By law, the supervisory board of the bank is headed by Russia’s prime minister—who at the time when many Sochi-related loans were handed out was Putin. VEB is believed to have lent over $7.4 billion to finance venues and apartments in the Caucasus Mountains and along Sochi’s seacoast.
Basic Element, which oversaw around $2.4 billion of Olympic-related projects, used about $1 billion of loans from VEB. Among them: a $778 million Olympic athletes’ village; a $186 million cargo port; and a $440 million overhaul of Sochi International Airport.

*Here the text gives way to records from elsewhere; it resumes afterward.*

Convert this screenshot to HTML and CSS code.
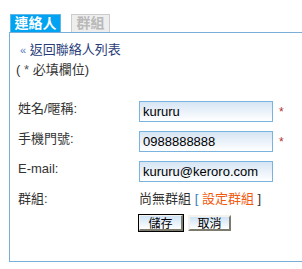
FILE: index.html
```html
<!DOCTYPE html>
<html lang="zh-Hant">
<head>
  <meta charset="UTF-8">
  <meta name="viewport" content="width=device-width, initial-scale=1.0">
  <title>編輯聯絡人</title>
  <link rel="stylesheet" href="styles.css">
</head>
<body>
  <div class="tabs">
    <span class="tab active">連絡人</span>
    <span class="tab">群組</span>
  </div>
  <div class="panel">
    <a class="back" href="#"><span class="raquo">&laquo;</span> 返回聯絡人列表</a>
    <div class="note">( <span class="star">*</span> 必填欄位)</div>
    <form class="contact-form">
      <label class="label">姓名/暱稱:</label>
      <div class="field"><input type="text" value="kururu"><span class="req">*</span></div>

      <label class="label">手機門號:</label>
      <div class="field"><input type="text" value="0988888888"><span class="req">*</span></div>

      <label class="label">E-mail:</label>
      <div class="field"><input type="text" value="kururu@keroro.com"></div>

      <span class="label">群組:</span>
      <div class="group">尚無群組 <span class="bracket">[</span> <a href="#">設定群組</a> <span>]</span></div>

      <span></span>
      <div class="buttons">
        <button type="submit" class="default">儲存</button>
        <button type="button">取消</button>
      </div>
    </form>
  </div>
</body>
</html>
```

FILE: styles.css
```css
body {
  font-family: "Liberation Sans", "Noto Sans CJK TC", sans-serif;
  font-size: 13px;
  color: #333;
  margin: 0;
  padding: 0;
  background: #fff;
}

.tabs {
  display: flex;
  gap: 10px;
  margin-top: 14px;
  padding-left: 10px;
  height: 18px;
}

.tab {
  box-sizing: border-box;
  width: 39px;
  height: 18px;
  padding: 0;
  text-align: center;
  font-weight: bold;
  font-size: 14px;
  line-height: 16px;
  color: #b9b9b9;
  background: #eeeeee;
  border: 1px solid #cccccc;
  border-bottom: none;
}

.tab.active {
  width: 51px;
  color: #fff;
  background: #00a2f2;
  border-color: #62b6e6;
}

.panel {
  margin-left: 9px;
  height: 230px;
  border: 1px solid #7aafd9;
  border-right: none;
  padding: 7px 0 0 6px;
  box-sizing: border-box;
}

.back {
  display: block;
  padding-left: 4px;
  line-height: 20px;
  color: #2a3d7a;
  text-decoration: none;
}

.raquo {
  color: #5577bb;
  font-size: 11px;
}

.note {
  line-height: 20px;
  color: #333;
}

.star {
  color: #555;
}

.contact-form {
  display: grid;
  grid-template-columns: 121px auto;
  grid-template-rows: 21px 21px 21px 15px 16px;
  row-gap: 9px;
  margin-top: 21px;
  padding-left: 2px;
}

.label {
  line-height: 16px;
  color: #333;
}

.field {
  display: flex;
  align-items: center;
}

input {
  box-sizing: border-box;
  width: 134px;
  height: 21px;
  padding: 0 3px;
  border: 1px solid #7ab4de;
  background: linear-gradient(#d6e5f4, #ffffff);
  font-family: "Liberation Sans", sans-serif;
  font-size: 13px;
  color: #000;
}

.req {
  margin-left: 6px;
  color: #a33;
  font-size: 12px;
}

.group {
  line-height: 16px;
  white-space: nowrap;
}

.bracket {
  color: #3b7bc4;
}

.group a {
  color: #f25a10;
  text-decoration: none;
}

.buttons {
  display: flex;
  gap: 5px;
}

button {
  box-sizing: border-box;
  width: 43px;
  height: 16px;
  padding: 0;
  font-family: "Noto Sans CJK TC", sans-serif;
  font-size: 12px;
  line-height: 12px;
  color: #000;
  background: linear-gradient(#cfe3f6, #ffffff);
  border: 2px solid;
  border-color: #f4f2ea #7d7a6e #7d7a6e #f4f2ea;
}

button.default {
  width: 44px;
  outline: 1px solid #000;
  outline-offset: 0;
  border-width: 1px 2px 2px 1px;
}
```
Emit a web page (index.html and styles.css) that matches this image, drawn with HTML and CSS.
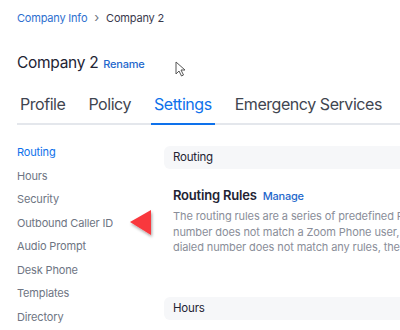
FILE: index.html
```html
<!DOCTYPE html>
<html lang="en">

<head>
    <meta charset="UTF-8">
    <meta name="viewport" content="width=device-width, initial-scale=1.0">
    <title>Company 2 - Settings</title>
    <link rel="stylesheet" href="styles.css">
</head>

<body>
    <div class="page">
        <!-- Breadcrumb -->
        <div class="breadcrumb">
            <a class="crumb-link">Company Info</a>
            <span class="crumb-sep">&#8250;</span>
            <span class="crumb-current">Company 2</span>
        </div>

        <!-- Title -->
        <div class="title-row">
            <h1>Company 2</h1>
            <a class="link rename">Rename</a>
            <svg class="cursor" width="12" height="17" viewBox="0 0 12 17">
                <path d="M1 1 L1 13 L4 10 L6.5 15 L8.5 14 L6 9 L10 9 Z" fill="#fff" stroke="#555" stroke-width="1" stroke-linejoin="round"/>
            </svg>
        </div>

        <!-- Tabs -->
        <div class="tabs">
            <div class="tab">Profile</div>
            <div class="tab">Policy</div>
            <div class="tab active">Settings</div>
            <div class="tab">Emergency Services</div>
        </div>

        <div class="layout">
            <ul class="side-nav">
                <li class="active">Routing</li>
                <li>Hours</li>
                <li>Security</li>
                <li class="pointed">Outbound Caller ID
                    <svg class="pointer" width="30" height="32" viewBox="0 0 30 32">
                        <defs>
                            <filter id="sh" x="-30%" y="-30%" width="160%" height="160%">
                                <feDropShadow dx="1" dy="2" stdDeviation="1.5" flood-color="#000" flood-opacity="0.35"/>
                            </filter>
                        </defs>
                        <polygon points="3,14 24,2 24,27" fill="#f9373e" filter="url(#sh)"/>
                    </svg>
                </li>
                <li>Audio Prompt</li>
                <li>Desk Phone</li>
                <li>Templates</li>
                <li>Directory</li>
            </ul>

            <div class="content">
                <div class="section-head">Routing</div>
                <div class="section-body">
                    <div class="rule-title">
                        <h3>Routing Rules</h3>
                        <a class="link">Manage</a>
                    </div>
                    <p class="desc">The routing rules are a series of predefined Regular Expressions which are used to route outbound calls. If the dialed<br>number does not match a Zoom Phone user, and it matches a routing rule, the call will be routed according to the rule. If the<br>dialed number does not match any rules, the call will be routed through the default route.</p>
                </div>
                <div class="section-head">Hours</div>
            </div>
        </div>
    </div>
</body>

</html>
```

FILE: styles.css
```css
body {
    margin: 0;
    font-family: Inter, "Noto Sans", sans-serif;
    background-color: white;
    color: #232333;
    overflow: hidden;
}

.page {
    padding: 0 0 0 17px;
    width: 700px;
}

.breadcrumb {
    padding-top: 11px;
    font-size: 11px;
    letter-spacing: -0.2px;
    display: flex;
    align-items: center;
    gap: 7px;
}

.crumb-link {
    color: #2d6fcf;
}

.crumb-sep {
    color: #6e7680;
    font-size: 13px;
    margin-top: -2px;
}

.crumb-current {
    color: #39394d;
}

.title-row {
    display: flex;
    align-items: baseline;
    margin-top: 28px;
    position: relative;
}

.title-row h1 {
    font-size: 15.5px;
    font-weight: 400;
    letter-spacing: -0.3px;
    margin: 0 5px 0 0;
}

.link {
    color: #1f68cc;
    font-size: 11px;
    font-weight: 500;
    letter-spacing: -0.2px;
}

.cursor {
    position: absolute;
    left: 158px;
    top: 8px;
}

.tabs {
    display: flex;
    gap: 17px;
    margin-top: 22px;
    border-bottom: 2px solid #e4e7ec;
}

.tab {
    font-size: 16px;
    letter-spacing: -0.45px;
    color: #3f4550;
    padding: 0 3px 9px;
    margin-bottom: -2px;
    border-bottom: 2px solid transparent;
}

.tab.active {
    color: #0e71eb;
    border-bottom-color: #0e71eb;
}

.layout {
    display: grid;
    grid-template-columns: 147px 1fr;
    margin-top: 20px;
}

.side-nav {
    list-style: none;
    margin: 0;
    padding: 0;
}

.side-nav li {
    font-size: 11px;
    letter-spacing: -0.15px;
    color: #6e7583;
    height: 23.5px;
    line-height: 14px;
}

.side-nav li.active {
    color: #0e71eb;
}

.pointed {
    position: relative;
}

.pointer {
    position: absolute;
    left: 110px;
    top: -8px;
}

.content {
    padding-top: 1px;
}

.section-head {
    background-color: #f6f7f9;
    border-radius: 6px;
    height: 23px;
    line-height: 23px;
    padding-left: 9px;
    font-size: 11.5px;
    letter-spacing: -0.2px;
    color: #232333;
}

.section-body {
    padding: 18px 0 0 9px;
    height: 110px;
}

.rule-title {
    display: flex;
    align-items: baseline;
    gap: 6px;
}

.rule-title h3 {
    margin: 0;
    font-size: 13px;
    font-weight: 600;
    letter-spacing: -0.2px;
}

.desc {
    margin: 6px 0 0;
    font-size: 11px;
    letter-spacing: -0.1px;
    line-height: 15.5px;
    color: #8a8e99;
    white-space: nowrap;
}
```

Other loan recipients have included companies controlled by Vladimir Potanin; Alexey Miller, CEO of state-controlled gas producer Gazprom; and German Gref, CEO of state-controlled OAO Sberbank, Russia’s largest bank.
However, sky rocketing costs and restrictions on commercial activities have meant these companies risk losses on their investments unless the government helps. In March 2013, they called for extended tax breaks and subsidies on the interest payments they owe VEB for Sochi assets. In November 2013, The Moscow Times reported that 9 out of 20 loans given by VEB for the Winter Olympics needed to be restructured. The nine “problematic” loans account for 79 percent of the total volume of Olympic loans. A VEB official estimates the bank’s losses to be around 175 billion rubles (US$5.13 billion).

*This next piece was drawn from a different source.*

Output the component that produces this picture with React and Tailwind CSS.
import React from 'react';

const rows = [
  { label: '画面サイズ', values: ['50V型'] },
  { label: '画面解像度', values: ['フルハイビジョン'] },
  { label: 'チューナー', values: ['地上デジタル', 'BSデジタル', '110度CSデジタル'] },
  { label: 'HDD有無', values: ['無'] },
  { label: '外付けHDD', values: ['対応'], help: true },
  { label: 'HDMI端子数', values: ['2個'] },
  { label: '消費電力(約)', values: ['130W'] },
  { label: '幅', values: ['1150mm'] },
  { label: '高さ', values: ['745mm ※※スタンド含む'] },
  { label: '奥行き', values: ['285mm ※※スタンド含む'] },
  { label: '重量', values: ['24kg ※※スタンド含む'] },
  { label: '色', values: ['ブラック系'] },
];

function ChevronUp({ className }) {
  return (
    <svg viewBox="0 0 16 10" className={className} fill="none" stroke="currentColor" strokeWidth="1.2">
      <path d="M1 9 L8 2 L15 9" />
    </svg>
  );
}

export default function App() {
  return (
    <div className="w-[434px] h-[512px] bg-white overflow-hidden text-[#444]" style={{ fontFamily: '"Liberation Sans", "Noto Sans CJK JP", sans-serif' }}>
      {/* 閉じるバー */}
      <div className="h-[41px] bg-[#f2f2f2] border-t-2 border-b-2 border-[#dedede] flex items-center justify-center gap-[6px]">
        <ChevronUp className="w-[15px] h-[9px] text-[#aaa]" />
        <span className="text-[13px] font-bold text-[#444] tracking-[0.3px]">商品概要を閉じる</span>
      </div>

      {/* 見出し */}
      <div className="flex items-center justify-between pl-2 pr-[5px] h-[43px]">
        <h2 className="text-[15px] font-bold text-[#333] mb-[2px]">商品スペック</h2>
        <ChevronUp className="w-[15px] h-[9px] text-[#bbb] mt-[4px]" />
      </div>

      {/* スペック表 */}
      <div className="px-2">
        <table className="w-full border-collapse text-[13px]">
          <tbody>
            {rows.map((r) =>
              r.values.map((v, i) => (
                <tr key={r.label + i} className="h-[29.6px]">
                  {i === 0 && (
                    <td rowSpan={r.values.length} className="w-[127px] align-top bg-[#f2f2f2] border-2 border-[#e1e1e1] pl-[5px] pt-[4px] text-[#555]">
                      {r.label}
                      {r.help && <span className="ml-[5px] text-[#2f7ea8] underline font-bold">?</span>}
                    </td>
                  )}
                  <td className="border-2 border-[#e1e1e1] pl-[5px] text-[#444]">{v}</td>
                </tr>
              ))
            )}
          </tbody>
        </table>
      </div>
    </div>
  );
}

Security doesn’t come cheap
One thing that certainly contributed to Sochi’s $52 billion price tag was the cost of security. With terrorist attacks and high-profile public protests making headlines in the lead up to the event, around 40,000 security personnel were called in for the Games. The cost was estimated to be around $2 billion – that’s double the security forces of the 2012 London Olympics, and double the cost of security for the 2010 Vancouver Olympics.
Despite the controversy that has surrounded the event, Sochi’s Olympic Games can be heralded a success. We congratulate all the athletes, coaches, staff, and volunteers involved, and hope that Sochi’s presence will be well remembered in years to come.